Bei dem Täter handelt es sich nicht um einen deutschen Staatsbürger. Der Mann, der in der Vergangenheit bereits mehrfach bei der Verwaltung in Erscheinung getreten sein soll, ist nach Auskunft der Polizei staatenlos.        Zu  etwaigen Vorstrafen und zur ursprünglichen Herkunft des 52-Jährigen war  am Freitag  im Polizeipräsidium nichts bekannt. Er soll aber in Ingolstadt gemeldet sein, was sich auch durch die Zuständigkeit der Stadt für die  Fahrzeugstilllegung erklärt. Der mutmaßliche Täter  blieb in Polizeigewahrsam und soll auf Anordnung der Staatsanwaltschaft an diesem Samstag dem Haftrichter vorgeführt werden. 

Laut Polizei wurde am Samstag gegen den 52-Jährigen Untersuchungshaft wegen Fluchtgefahr angeordnet. Die Ermittlungen dauern an.

Stadtdirektor Hans Meier,  vormals  lange Chef des Hauptamtes und auch in seiner neuen Funktion  unter anderem für das städtische Beschwerdemanagement zuständig, mochte bei  DK-Anfrage am Freitag nicht näher auf  Einzelheiten des  Vorfalls eingehen.  Er erklärte aber, dass es sich um einen völlig unerwarteten „Auftritt“ des Störenfrieds gehandelt habe. Der Besuch sei nicht angekündigt  gewesen. 

 Der Beschwerdemanager der Stadt und sein  Mitarbeiter haben ihr Büro im Erdgeschoss des Alten Rathauses, praktisch unmittelbar rechts hinter dem Eingangsbereich. Das soll Bürgernähe vermitteln.   Direkter Publikumsverkehr ist hier während der Geschäftszeiten der Verwaltung durchaus üblich – allerdings meistens  nach Vereinbarung.  Durch ihre  „Frontstellung“ sind  die Mitarbeiter der Beschwerdestelle  zwangsläufig auch ein Puffer der Verwaltung, der manche durch strittige Themen  ausgelöste Aufwallungen aushalten muss. Dass Besucher Gewalt androhen, ist aber die absolute Ausnahme.

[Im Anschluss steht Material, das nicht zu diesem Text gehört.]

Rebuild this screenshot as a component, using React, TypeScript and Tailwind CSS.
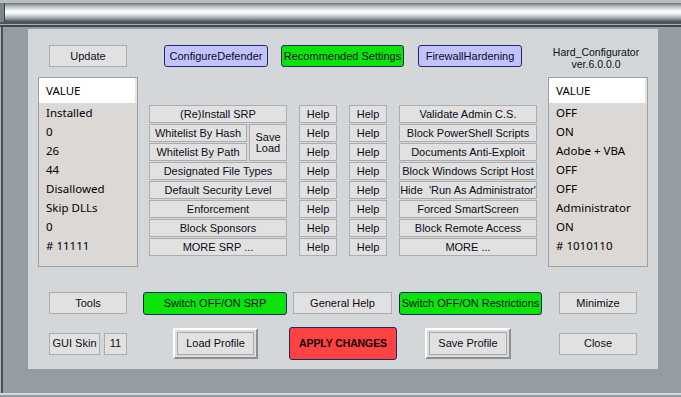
import React from "react";

const plain =
  "flex items-center justify-center border border-[#adadad] bg-[#e1e1e1] text-[11px] leading-none text-[#0c0c18] whitespace-nowrap overflow-hidden";
const blue =
  "flex items-center justify-center rounded-[3px] border border-[#1b2a63] bg-[#c2c2ff] text-[11px] leading-none text-[#0c0c18] whitespace-nowrap";
const green =
  "flex items-center justify-center rounded-[3px] border border-[#1b2a63] bg-[#0ae40a] text-[11px] leading-none text-[#0c0c18] whitespace-nowrap";

const leftValues = ["Installed", "0", "26", "44", "Disallowed", "Skip DLLs", "0", "# 11111"];
const rightValues = ["OFF", "ON", "Adobe + VBA", "OFF", "OFF", "Administrator", "ON", "# 1010110"];

const srpRows = [
  "Designated File Types",
  "Default Security Level",
  "Enforcement",
  "Block Sponsors",
  "MORE SRP ...",
];

const restrictionRows = [
  "Validate Admin C.S.",
  "Block PowerShell Scripts",
  "Documents Anti-Exploit",
  "Block Windows Script Host",
  "Hide  'Run As Administrator'",
  "Forced SmartScreen",
  "Block Remote Access",
  "MORE ...",
];

function ValueList({ values }: { values: string[] }) {
  return (
    <div className="h-[190px] w-[100px] border border-[#a0a0a0] bg-[#dbd8d5] font-['Noto_Sans',sans-serif] text-[11.5px] text-black">
      <div className="flex h-[25px] items-center border-r-2 border-[#e4e4e4] bg-white pl-[7px]">VALUE</div>
      {values.map((v, i) => (
        <div key={i} className="flex h-[19px] items-center pl-[7px] whitespace-nowrap">
          {v}
        </div>
      ))}
    </div>
  );
}

function HelpColumn() {
  return (
    <div className="flex w-[38px] flex-col gap-[1px]">
      {Array.from({ length: 8 }).map((_, i) => (
        <div key={i} className={`${plain} h-[18px]`}>
          Help
        </div>
      ))}
    </div>
  );
}

function RaisedButton({ label, w }: { label: string; w: string }) {
  return (
    <div
      className={`flex h-[31px] ${w} border-2 border-t-white border-l-white border-b-[#8f8f8f] border-r-[#8f8f8f] bg-[#dcdcdc] p-[2px]`}
    >
      <div className="flex flex-1 items-center justify-center border border-[#a8a8a8] bg-[#e1e1e1] text-[11px] leading-none text-[#0c0c18]">
        {label}
      </div>
    </div>
  );
}

export default function App() {
  return (
    <div className="flex h-[397px] w-[681px] flex-col overflow-hidden bg-[#969ca3] font-['Liberation_Sans',Arial,sans-serif]">
      {/* Title bar */}
      <div className="h-[3px] bg-[#b9bec3]" />
      <div className="flex h-[19px] bg-[#7d848b]">
        <div className="ml-[4px] flex-1 border-l border-[#39414a] bg-[linear-gradient(to_bottom,#6f777f_0%,#c4c9ce_22%,#ffffff_45%,#eceef0_58%,#979ea5_82%,#3f474f_100%)]" />
      </div>
      <div className="h-[2px] bg-[#4d555d]" />
      <div className="h-[1px] bg-[#a9afb5]" />
      <div className="h-[2px] bg-[#3e464e]" />

      {/* Window body */}
      <div className="flex h-[366px]">
        <div className="w-[1px] bg-[#aeb4ba]" />
        <div className="w-[2px] bg-[#47515b]" />
        <div className="pl-[25px] pt-[2px]">
          <div className="flex h-[340px] w-[630px] flex-col bg-[#d3d7da] pt-[16px]">
            {/* Top row */}
            <div className="flex h-[32px] items-start">
              <div className={`${plain} ml-[21px] h-[22px] w-[78px]`}>Update</div>
              <div className={`${blue} ml-[37px] h-[22px] w-[104px]`}>ConfigureDefender</div>
              <div className={`${green} ml-[13px] h-[22px] w-[123px]`}>Recommended Settings</div>
              <div className={`${blue} ml-[14px] h-[22px] w-[104px]`}>FirewallHardening</div>
              <div className="ml-[24px] w-[100px] pt-[1px] text-center text-[10.5px] leading-[12px] text-[#0c0c18]">
                <div>Hard_Configurator</div>
                <div>ver.6.0.0.0</div>
              </div>
            </div>

            {/* Main area */}
            <div className="flex h-[190px]">
              <div className="ml-[10px]">
                <ValueList values={leftValues} />
              </div>
              <div className="ml-[11px] mt-[28px] flex gap-[12px]">
                <div className="flex w-[138px] flex-col gap-[1px]">
                  <div className={`${plain} h-[18px]`}>(Re)Install SRP</div>
                  <div className="flex h-[37px] gap-[2px]">
                    <div className="flex w-[98px] flex-col gap-[1px]">
                      <div className={`${plain} h-[18px]`}>Whitelist By Hash</div>
                      <div className={`${plain} h-[18px]`}>Whitelist By Path</div>
                    </div>
                    <div className={`${plain} h-[37px] w-[38px] flex-col leading-[12px]`}>
                      <span>Save</span>
                      <span>Load</span>
                    </div>
                  </div>
                  {srpRows.map((r) => (
                    <div key={r} className={`${plain} h-[18px]`}>
                      {r}
                    </div>
                  ))}
                </div>
                <HelpColumn />
                <HelpColumn />
                <div className="flex w-[138px] flex-col gap-[1px]">
                  {restrictionRows.map((r) => (
                    <div key={r} className={`${plain} h-[18px] whitespace-pre`}>
                      {r}
                    </div>
                  ))}
                </div>
              </div>
              <div className="ml-[11px]">
                <ValueList values={rightValues} />
              </div>
            </div>

            {/* Tools row */}
            <div className="mt-[25px] flex h-[23px] items-start">
              <div className={`${plain} ml-[21px] h-[22px] w-[78px]`}>Tools</div>
              <div className={`${green} ml-[16px] h-[23px] w-[144px]`}>Switch OFF/ON SRP</div>
              <div className={`${plain} ml-[6px] h-[22px] w-[99px]`}>General Help</div>
              <div className={`${green} ml-[7px] h-[23px] w-[143px]`}>Switch OFF/ON Restrictions</div>
              <div className={`${plain} ml-[17px] h-[22px] w-[78px]`}>Minimize</div>
            </div>

            {/* Bottom row */}
            <div className="mt-[12px] flex h-[33px] items-center">
              <div className={`${plain} ml-[21px] h-[22px] w-[51px]`}>GUI Skin</div>
              <div className={`${plain} ml-[4px] h-[22px] w-[23px]`}>11</div>
              <div className="ml-[46px]">
                <RaisedButton label="Load Profile" w="w-[85px]" />
              </div>
              <div className="ml-[31px] flex h-[33px] w-[108px] items-center justify-center rounded-[3px] border border-[#1b2a63] bg-[#ff4343] text-[10.5px] font-bold leading-none tracking-[-0.1px] text-[#140000]">
                APPLY CHANGES
              </div>
              <div className="ml-[28px]">
                <RaisedButton label="Save Profile" w="w-[86px]" />
              </div>
              <div className={`${plain} ml-[48px] h-[22px] w-[78px]`}>Close</div>
            </div>
          </div>
        </div>
      </div>

      {/* Bottom edge */}
      <div className="h-[2px] bg-[#d5d9dc]" />
      <div className="flex-1 bg-[#969ca3]" />
    </div>
  );
}
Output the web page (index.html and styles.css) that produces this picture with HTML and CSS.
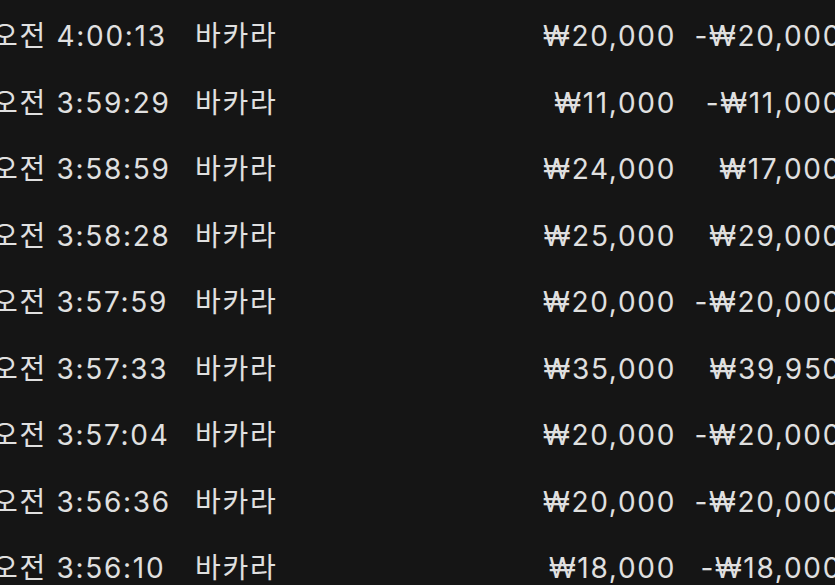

Am Freitagmorgen ging der Betrieb der Verwaltung nach Abzug der Polizei übrigens wie gewohnt weiter. 
Seinerzeit hatte ein bewaffneter  Geiselnehmer Bürgermeister Sepp Mißlbeck und seine Sekretärin sowie den damaligen Beschwerdemanager für mehrere Stunden in seiner Gewalt gehabt. Die dramatische Lage war erst durch  den  spektakulären Zugriff eines Sondereinsatzkommandos der Polizei geklärt  worden.  Der Täter war dabei  angeschossen und später in einem Prozess vor dem Landgericht zu einer Haftstrafe von gut acht  Jahren verurteilt worden. Die Verwaltung hatte ihre Lehren aus dem Vorfall gezogen und mehr  Sicherheitsvorkehrungen getroffen. Laut Stadtdirektor Meier beschäftigt sich seither eine interne Arbeitsgruppe mit Gefahrenabwehr und Alarmierungswegen. Zu den  Einzelheiten soll aber nichts bekannt werden. 

Restloser Schutz  vor  unliebsamen Zwischenfällen ist offensichtlich ohnehin  nicht möglich. Das hatte sich auch im November 2017  bei der Geiselnahme im Pfaffenhofener Landratsamt gezeigt. Hier hatte sich der Täter ebenfalls einer Sekretärin bemächtigt, um Druck in einer Familiensache auszuüben. Er gab schließlich auf und wurde später ebenfalls verurteilt.